Sin duda, Estados Unidos tiene derecho a hacer cumplir sus leyes migratorias y deportar a quienes las rompan. La región no debería actuar como un oportunista que permite la fuga de cerebros al tiempo que se beneficia cínicamente de miles de millones en remesas enviadas por sus trabajadores ilegales en el extranjero. Pero hay algo fundamentalmente erróneo en utilizar a los migrantes como chivos expiatorios para ganar puntos políticos baratos en casa; los informes de “trato degradante” en los vuelos de deportación brasileños probablemente reaviven viejos resentimientos. Las acciones de Petro pueden haber sido irresponsables, pero aprovechan un sentimiento antiamericano persistente.

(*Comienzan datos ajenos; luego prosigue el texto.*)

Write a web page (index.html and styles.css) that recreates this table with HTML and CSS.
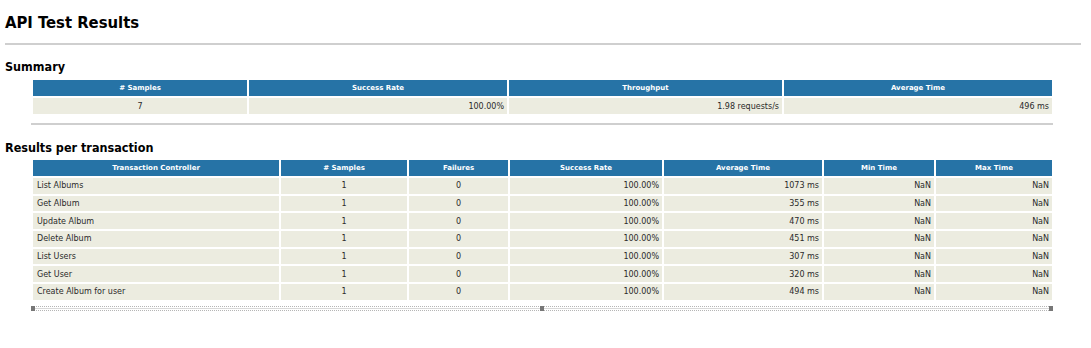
FILE: index.html
```html
<!DOCTYPE html>
<html>
<head>
<meta charset="utf-8">
<title>API Test Results</title>
<link rel="stylesheet" href="styles.css">
</head>
<body>
<h1 class="title">API Test Results</h1>
<hr class="rule">
<h2 class="section">Summary</h2>
<table class="grid summary">
  <colgroup>
    <col class="s1"><col class="s2"><col class="s3"><col class="s4">
  </colgroup>
  <thead>
    <tr><th># Samples</th><th>Success Rate</th><th>Throughput</th><th>Average Time</th></tr>
  </thead>
  <tbody>
    <tr><td class="c">7</td><td class="r">100.00%</td><td class="r">1.98 requests/s</td><td class="r">496 ms</td></tr>
  </tbody>
</table>
<hr class="rule small">
<h2 class="section second">Results per transaction</h2>
<table class="grid results">
  <colgroup>
    <col class="t1"><col class="t2"><col class="t3"><col class="t4"><col class="t5"><col class="t6"><col class="t7">
  </colgroup>
  <thead>
    <tr><th>Transaction Controller</th><th># Samples</th><th>Failures</th><th>Success Rate</th><th>Average Time</th><th>Min Time</th><th>Max Time</th></tr>
  </thead>
  <tbody>
    <tr><td>List Albums</td><td class="c">1</td><td class="c">0</td><td class="r">100.00%</td><td class="r">1073 ms</td><td class="r">NaN</td><td class="r">NaN</td></tr>
    <tr><td>Get Album</td><td class="c">1</td><td class="c">0</td><td class="r">100.00%</td><td class="r">355 ms</td><td class="r">NaN</td><td class="r">NaN</td></tr>
    <tr><td>Update Album</td><td class="c">1</td><td class="c">0</td><td class="r">100.00%</td><td class="r">470 ms</td><td class="r">NaN</td><td class="r">NaN</td></tr>
    <tr><td>Delete Album</td><td class="c">1</td><td class="c">0</td><td class="r">100.00%</td><td class="r">451 ms</td><td class="r">NaN</td><td class="r">NaN</td></tr>
    <tr><td>List Users</td><td class="c">1</td><td class="c">0</td><td class="r">100.00%</td><td class="r">307 ms</td><td class="r">NaN</td><td class="r">NaN</td></tr>
    <tr><td>Get User</td><td class="c">1</td><td class="c">0</td><td class="r">100.00%</td><td class="r">320 ms</td><td class="r">NaN</td><td class="r">NaN</td></tr>
    <tr><td>Create Album for user</td><td class="c">1</td><td class="c">0</td><td class="r">100.00%</td><td class="r">494 ms</td><td class="r">NaN</td><td class="r">NaN</td></tr>
  </tbody>
</table>
<div class="resizer">
  <span class="knob"></span><span class="knob"></span><span class="knob"></span>
</div>
</body>
</html>
```

FILE: styles.css
```css
html, body {
  margin: 0;
  padding: 0;
  background: #ffffff;
}
body {
  padding: 0 10px 0 5px;
  font-family: "DejaVu Sans", Verdana, sans-serif;
  color: #000;
}
.title {
  font-size: 16.5px;
  line-height: 20px;
  font-weight: bold;
  font-stretch: condensed;
  margin: 0;
  padding-top: 13px;
}
.rule {
  border: 0;
  border-top: 2px solid #cfcfcf;
  margin: 10px 0 0 0;
  height: 0;
}
.rule.small {
  margin: 7px 28px 0 26px;
}
.section {
  font-size: 12.5px;
  line-height: 16px;
  font-weight: bold;
  font-stretch: condensed;
  margin: 14px 0 0 0;
}
.section.second {
  margin-top: 15px;
}
.grid {
  border-collapse: separate;
  border-spacing: 2px;
  table-layout: fixed;
  width: 1023px;
  margin: 3px 0 0 26px;
  font-size: 8px;
}
.results {
  margin-top: 2px;
}
.grid th {
  background: #2673a6;
  color: #ffffff;
  font-size: 7px;
  font-weight: bold;
  height: 16px;
  padding: 0 3px;
  text-align: center;
  vertical-align: middle;
}
.grid td {
  background: #ecece0;
  color: #2a2a2a;
  height: 16px;
  padding: 0 4px;
  text-align: left;
  vertical-align: middle;
  white-space: nowrap;
}
.results td {
  height: 15.7px;
}
.grid td.c { text-align: center; }
.grid td.r { text-align: right; padding-right: 3px; }
.s1 { width: 214px; }
.s2 { width: 258px; }
.s3 { width: 273px; }
.s4 { width: 268px; }
.t1 { width: 246px; }
.t2 { width: 126px; }
.t3 { width: 99px; }
.t4 { width: 152px; }
.t5 { width: 158px; }
.t6 { width: 110px; }
.t7 { width: 116px; }
.resizer {
  margin: 4px 28px 0 26px;
  height: 3px;
  border-top: 1px dotted #b5b5b5;
  border-bottom: 1px dotted #b5b5b5;
  background: linear-gradient(#ffffff 0, #ffffff 1px, #d8d8d8 1px, #d8d8d8 2px, #ffffff 2px);
  display: flex;
  justify-content: space-between;
  align-items: center;
}
.knob {
  width: 4px;
  height: 5px;
  background: #777777;
}
```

Es un error táctico por parte de EE.UU. en un momento en el que el país todavía goza de una percepción externa en términos ampliamente favorables. Pero claramente eso no preocupa a Trump: donde el resto del mundo ve un país que se ha beneficiado de los acuerdos financieros de la posguerra que ayudó a diseñar, él ve una conspiración global para aprovecharse de EE.UU.
Lo que nos lleva a nuestra tercera lección: la región debe superar sus diferencias ideológicas internas y comprender que esta nueva infraestructura en rápida evolución que propone EE.UU. —basada en la intimidación y las necesidades transaccionales en lugar de en valores y objetivos compartidos— exige un enfoque común. Buscar nuevas alianzas geopolíticas y socios comerciales sería una obvia réplica: no es casualidad que los acuerdos comerciales entre la Unión Europea y Mercosur y entre la UE y México se cerraran tras la victoria de Trump, mientras que China ya se saborea la posibilidad de ampliar su creciente influencia. Es con diplomacia estratégica, no con arrebatos en las redes sociales, como América Latina encontrará un camino ganador en medio de la creciente competencia de las grandes potencias.
Algunos esperan que países más alineados ideológicamente como Argentina puedan beneficiarse de la administración Trump, que sin duda también tiene muchos seguidores en la región. Tengo mis dudas. Cuando se le preguntó recientemente sobre la relación con América Latina, Trump externó sus pensamientos: “No los necesitamos. Ellos nos necesitan. Todo el mundo nos necesita”.
Esa hipérbole descuida todo el trabajo crucial que se puede hacer juntos, desde la lucha contra el crimen organizado hasta un frente común contra las actividades maliciosas de los rivales de EE.UU. o el desarrollo de minerales críticos. Y, por supuesto, también la contención de la migración. Depende de América Latina demostrar que Trump está equivocado.